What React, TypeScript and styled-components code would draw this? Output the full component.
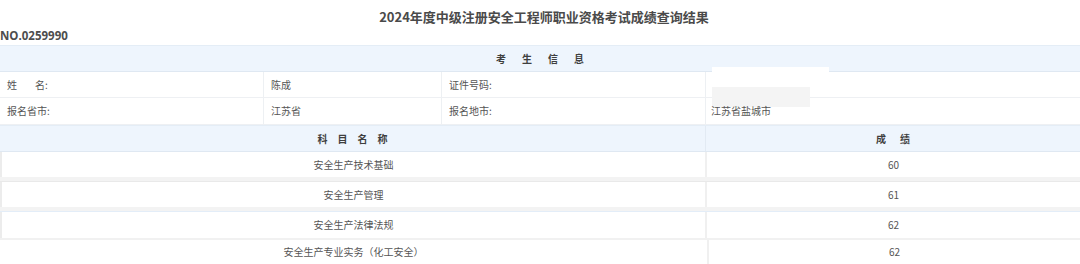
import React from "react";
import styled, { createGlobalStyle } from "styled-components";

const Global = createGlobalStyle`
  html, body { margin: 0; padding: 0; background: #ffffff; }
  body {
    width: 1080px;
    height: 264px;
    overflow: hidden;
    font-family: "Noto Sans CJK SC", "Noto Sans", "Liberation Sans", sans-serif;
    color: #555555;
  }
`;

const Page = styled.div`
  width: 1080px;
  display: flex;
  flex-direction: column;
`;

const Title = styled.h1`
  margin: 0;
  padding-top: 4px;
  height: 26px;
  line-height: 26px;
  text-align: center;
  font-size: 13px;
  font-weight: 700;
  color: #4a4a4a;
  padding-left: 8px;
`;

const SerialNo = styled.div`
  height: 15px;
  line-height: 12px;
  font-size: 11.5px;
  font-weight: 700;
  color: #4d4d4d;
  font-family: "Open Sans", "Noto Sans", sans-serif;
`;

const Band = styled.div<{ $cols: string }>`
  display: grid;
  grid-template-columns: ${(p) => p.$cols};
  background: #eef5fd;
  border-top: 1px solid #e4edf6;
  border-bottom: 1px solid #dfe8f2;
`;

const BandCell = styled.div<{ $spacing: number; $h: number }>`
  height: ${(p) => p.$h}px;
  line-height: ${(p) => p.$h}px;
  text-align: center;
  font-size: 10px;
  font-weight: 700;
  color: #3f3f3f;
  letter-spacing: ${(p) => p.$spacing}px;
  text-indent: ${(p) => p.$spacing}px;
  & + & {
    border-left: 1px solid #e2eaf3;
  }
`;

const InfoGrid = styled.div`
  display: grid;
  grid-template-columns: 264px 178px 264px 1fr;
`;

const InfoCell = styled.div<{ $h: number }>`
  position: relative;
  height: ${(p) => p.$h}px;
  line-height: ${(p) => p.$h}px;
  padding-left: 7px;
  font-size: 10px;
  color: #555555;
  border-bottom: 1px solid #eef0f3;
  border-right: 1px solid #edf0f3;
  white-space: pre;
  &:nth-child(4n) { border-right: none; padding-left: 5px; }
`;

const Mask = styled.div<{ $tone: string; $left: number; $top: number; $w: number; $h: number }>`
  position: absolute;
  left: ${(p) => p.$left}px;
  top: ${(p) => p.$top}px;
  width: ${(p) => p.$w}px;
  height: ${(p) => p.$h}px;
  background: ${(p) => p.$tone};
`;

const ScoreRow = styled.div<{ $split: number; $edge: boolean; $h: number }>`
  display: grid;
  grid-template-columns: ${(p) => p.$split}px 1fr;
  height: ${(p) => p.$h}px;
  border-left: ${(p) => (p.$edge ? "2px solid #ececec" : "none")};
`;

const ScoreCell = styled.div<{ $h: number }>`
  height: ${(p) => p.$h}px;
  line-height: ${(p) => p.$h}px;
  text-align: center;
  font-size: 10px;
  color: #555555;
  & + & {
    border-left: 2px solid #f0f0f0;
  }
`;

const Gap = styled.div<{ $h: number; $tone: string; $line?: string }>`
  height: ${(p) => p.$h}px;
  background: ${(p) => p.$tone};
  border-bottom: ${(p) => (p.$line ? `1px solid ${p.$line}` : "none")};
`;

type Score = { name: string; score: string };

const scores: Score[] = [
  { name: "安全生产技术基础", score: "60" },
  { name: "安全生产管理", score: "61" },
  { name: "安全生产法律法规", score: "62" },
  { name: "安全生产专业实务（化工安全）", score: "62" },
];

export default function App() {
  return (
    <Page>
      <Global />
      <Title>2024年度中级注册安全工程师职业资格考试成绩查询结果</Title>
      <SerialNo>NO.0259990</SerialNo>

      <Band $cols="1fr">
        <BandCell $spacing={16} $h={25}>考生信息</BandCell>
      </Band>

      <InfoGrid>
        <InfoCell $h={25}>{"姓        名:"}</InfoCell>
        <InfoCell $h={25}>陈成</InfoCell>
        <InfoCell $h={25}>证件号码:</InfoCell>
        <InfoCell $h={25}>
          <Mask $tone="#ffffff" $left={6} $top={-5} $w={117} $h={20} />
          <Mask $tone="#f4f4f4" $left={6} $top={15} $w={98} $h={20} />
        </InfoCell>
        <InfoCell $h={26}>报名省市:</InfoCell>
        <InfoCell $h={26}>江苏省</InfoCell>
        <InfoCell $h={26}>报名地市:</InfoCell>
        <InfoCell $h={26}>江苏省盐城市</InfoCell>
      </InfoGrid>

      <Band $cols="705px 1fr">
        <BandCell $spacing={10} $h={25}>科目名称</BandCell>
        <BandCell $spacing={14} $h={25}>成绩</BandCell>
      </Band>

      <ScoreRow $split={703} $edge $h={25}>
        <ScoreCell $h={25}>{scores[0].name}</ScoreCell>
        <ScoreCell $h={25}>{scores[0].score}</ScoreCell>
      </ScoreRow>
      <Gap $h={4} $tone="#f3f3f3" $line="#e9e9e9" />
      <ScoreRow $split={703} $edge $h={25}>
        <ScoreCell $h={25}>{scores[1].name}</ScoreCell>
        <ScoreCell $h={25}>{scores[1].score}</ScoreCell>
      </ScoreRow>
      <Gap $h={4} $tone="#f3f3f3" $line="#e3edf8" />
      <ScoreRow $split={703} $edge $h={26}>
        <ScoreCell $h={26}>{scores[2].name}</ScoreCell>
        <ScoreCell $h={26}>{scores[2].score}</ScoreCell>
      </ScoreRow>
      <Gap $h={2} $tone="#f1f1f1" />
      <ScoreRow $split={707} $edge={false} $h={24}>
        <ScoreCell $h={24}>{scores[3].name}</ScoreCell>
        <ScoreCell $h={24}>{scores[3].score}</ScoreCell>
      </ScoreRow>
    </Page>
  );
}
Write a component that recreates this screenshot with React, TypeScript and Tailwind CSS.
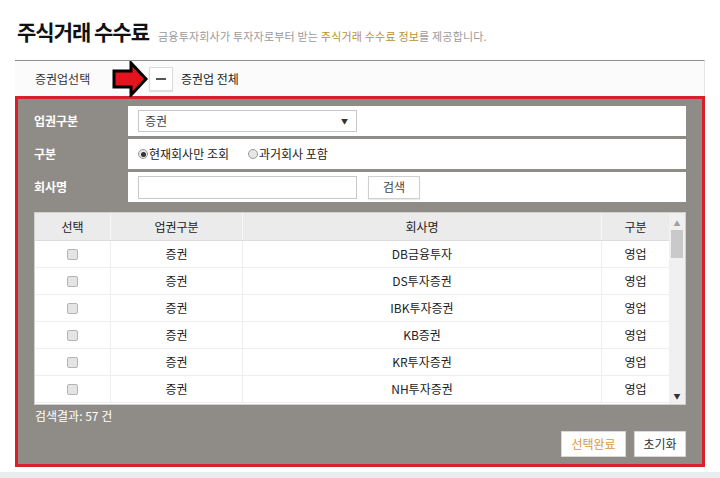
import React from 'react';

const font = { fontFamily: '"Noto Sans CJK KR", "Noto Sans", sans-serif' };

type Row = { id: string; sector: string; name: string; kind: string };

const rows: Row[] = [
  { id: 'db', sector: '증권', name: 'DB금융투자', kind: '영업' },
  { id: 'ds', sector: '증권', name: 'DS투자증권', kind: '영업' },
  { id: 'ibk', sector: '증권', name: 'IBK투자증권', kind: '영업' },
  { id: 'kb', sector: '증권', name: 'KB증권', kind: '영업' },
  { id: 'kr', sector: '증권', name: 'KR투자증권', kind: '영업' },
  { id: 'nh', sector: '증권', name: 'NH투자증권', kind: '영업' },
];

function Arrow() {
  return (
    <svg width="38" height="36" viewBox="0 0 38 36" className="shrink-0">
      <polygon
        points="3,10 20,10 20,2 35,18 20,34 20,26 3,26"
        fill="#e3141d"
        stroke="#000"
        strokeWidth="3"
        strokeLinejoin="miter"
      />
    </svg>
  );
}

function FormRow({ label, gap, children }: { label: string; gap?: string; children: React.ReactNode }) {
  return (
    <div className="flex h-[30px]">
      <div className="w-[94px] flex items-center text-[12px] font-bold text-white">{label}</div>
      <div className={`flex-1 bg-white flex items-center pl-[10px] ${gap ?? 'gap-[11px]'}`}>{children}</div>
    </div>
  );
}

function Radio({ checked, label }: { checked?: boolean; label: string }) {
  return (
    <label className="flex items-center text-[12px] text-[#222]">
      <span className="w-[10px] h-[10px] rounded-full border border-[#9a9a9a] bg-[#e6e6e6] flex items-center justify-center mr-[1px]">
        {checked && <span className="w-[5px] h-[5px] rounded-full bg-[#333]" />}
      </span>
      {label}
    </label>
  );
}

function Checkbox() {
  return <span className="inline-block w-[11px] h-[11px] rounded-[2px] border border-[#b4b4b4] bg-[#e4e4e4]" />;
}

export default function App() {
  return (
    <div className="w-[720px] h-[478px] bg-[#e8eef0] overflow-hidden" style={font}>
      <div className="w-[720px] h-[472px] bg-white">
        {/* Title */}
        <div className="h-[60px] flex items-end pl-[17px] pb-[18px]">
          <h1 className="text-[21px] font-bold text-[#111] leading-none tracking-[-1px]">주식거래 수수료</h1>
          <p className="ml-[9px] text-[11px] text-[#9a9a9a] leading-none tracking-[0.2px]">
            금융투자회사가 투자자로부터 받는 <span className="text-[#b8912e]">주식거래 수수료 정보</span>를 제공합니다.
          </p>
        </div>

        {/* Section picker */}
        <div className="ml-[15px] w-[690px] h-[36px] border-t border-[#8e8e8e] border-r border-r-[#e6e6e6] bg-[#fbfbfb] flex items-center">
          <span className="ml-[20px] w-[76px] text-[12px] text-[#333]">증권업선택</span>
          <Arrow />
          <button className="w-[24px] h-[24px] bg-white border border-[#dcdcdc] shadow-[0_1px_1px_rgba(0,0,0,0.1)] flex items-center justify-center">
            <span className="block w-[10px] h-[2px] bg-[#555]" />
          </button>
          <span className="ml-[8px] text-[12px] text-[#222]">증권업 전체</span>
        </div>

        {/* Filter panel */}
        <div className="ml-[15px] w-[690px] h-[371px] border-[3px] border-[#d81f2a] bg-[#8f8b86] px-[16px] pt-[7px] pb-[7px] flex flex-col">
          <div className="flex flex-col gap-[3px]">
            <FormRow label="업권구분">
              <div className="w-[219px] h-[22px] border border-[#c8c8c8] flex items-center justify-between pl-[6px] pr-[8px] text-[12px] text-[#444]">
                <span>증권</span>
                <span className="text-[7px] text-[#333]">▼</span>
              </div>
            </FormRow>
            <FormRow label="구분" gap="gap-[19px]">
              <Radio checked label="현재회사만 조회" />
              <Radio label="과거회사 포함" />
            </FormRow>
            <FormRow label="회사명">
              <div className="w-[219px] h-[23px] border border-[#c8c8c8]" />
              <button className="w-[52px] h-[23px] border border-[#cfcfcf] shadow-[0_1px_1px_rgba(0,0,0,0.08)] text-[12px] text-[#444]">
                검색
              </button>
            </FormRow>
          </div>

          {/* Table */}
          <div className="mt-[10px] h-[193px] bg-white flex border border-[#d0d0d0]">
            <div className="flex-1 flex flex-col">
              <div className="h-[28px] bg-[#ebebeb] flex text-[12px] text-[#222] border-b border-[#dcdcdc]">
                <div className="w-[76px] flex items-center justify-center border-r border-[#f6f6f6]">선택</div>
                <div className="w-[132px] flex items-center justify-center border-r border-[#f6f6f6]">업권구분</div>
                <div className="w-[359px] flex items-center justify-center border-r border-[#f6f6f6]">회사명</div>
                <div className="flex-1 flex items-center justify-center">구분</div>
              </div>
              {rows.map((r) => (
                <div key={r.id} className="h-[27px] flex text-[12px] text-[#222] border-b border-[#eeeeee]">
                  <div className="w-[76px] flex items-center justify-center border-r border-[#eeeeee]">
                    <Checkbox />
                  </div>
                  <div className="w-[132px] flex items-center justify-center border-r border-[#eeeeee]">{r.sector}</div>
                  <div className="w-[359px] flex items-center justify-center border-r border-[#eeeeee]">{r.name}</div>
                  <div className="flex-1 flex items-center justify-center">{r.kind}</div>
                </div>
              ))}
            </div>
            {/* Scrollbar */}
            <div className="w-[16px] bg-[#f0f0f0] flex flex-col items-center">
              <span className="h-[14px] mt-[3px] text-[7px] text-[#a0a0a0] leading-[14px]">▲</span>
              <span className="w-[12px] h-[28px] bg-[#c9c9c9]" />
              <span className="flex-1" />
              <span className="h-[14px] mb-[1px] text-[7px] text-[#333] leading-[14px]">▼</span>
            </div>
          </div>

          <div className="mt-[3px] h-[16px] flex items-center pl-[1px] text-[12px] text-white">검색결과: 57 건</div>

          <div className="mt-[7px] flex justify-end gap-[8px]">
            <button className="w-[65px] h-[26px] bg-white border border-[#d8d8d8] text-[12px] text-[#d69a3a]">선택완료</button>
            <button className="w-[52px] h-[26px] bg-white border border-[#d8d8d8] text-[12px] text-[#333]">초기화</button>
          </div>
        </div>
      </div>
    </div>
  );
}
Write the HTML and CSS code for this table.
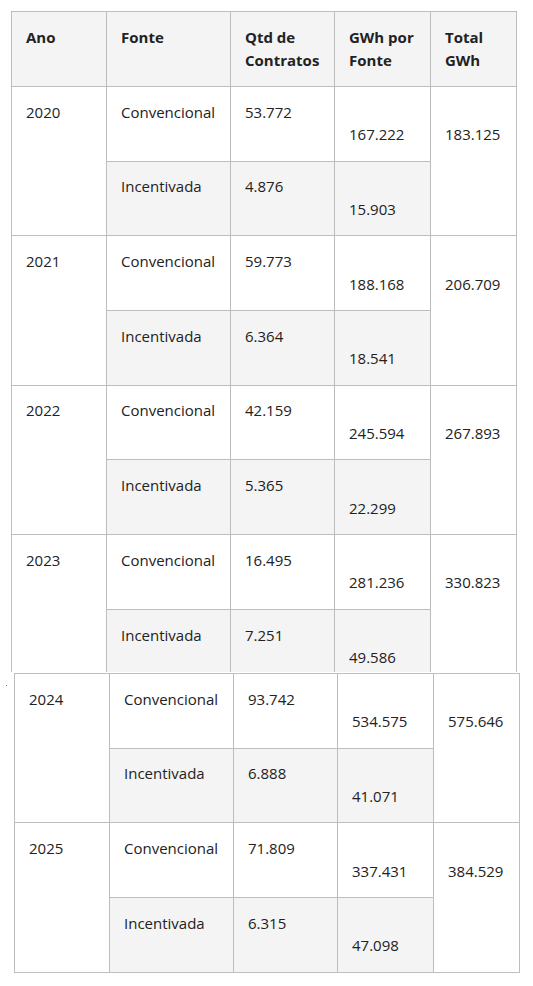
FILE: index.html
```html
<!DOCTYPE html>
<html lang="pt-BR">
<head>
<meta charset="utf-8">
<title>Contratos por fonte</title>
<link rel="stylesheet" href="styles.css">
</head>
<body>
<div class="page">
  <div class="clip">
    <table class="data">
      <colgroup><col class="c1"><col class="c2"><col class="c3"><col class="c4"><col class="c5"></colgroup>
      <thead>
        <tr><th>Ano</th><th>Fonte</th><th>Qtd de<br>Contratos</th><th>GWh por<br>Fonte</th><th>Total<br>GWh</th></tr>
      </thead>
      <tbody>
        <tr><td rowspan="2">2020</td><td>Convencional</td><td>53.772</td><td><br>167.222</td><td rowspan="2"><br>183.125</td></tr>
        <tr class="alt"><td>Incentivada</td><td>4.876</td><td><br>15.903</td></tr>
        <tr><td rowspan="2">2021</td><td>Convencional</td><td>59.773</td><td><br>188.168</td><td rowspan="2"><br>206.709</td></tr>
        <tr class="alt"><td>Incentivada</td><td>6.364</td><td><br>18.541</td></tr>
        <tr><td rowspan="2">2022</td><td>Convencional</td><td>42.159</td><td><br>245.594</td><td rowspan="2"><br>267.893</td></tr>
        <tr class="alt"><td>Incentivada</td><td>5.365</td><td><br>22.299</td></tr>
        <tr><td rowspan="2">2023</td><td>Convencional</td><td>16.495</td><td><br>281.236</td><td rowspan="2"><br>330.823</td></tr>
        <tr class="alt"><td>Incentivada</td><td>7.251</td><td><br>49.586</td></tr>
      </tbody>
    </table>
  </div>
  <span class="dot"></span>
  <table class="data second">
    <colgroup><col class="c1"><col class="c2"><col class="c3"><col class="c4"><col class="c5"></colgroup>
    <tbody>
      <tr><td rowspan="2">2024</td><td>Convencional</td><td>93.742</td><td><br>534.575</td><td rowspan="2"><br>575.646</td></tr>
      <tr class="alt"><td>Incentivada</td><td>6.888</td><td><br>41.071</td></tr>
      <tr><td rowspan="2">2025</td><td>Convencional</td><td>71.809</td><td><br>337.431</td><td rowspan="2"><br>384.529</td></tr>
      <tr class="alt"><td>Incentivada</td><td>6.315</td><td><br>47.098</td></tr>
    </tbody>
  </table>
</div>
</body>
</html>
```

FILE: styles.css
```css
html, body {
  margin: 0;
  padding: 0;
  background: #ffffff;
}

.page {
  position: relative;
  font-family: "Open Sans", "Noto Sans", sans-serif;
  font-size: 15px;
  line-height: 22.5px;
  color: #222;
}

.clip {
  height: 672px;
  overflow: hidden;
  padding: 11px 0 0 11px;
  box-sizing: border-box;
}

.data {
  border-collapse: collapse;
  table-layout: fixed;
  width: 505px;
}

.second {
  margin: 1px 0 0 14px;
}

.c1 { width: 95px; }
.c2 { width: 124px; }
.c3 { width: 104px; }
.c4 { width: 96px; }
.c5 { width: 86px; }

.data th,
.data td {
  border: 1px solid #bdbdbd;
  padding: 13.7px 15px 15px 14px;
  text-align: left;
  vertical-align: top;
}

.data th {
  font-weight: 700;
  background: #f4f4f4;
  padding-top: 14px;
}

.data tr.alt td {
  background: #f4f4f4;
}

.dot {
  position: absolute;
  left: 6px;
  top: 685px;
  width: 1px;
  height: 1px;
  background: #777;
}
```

*-*-*

### [Given instruction]
Identify the lines in the records above that contain the word "code", then state how many there are and nothing more.

### [Problem solution]
2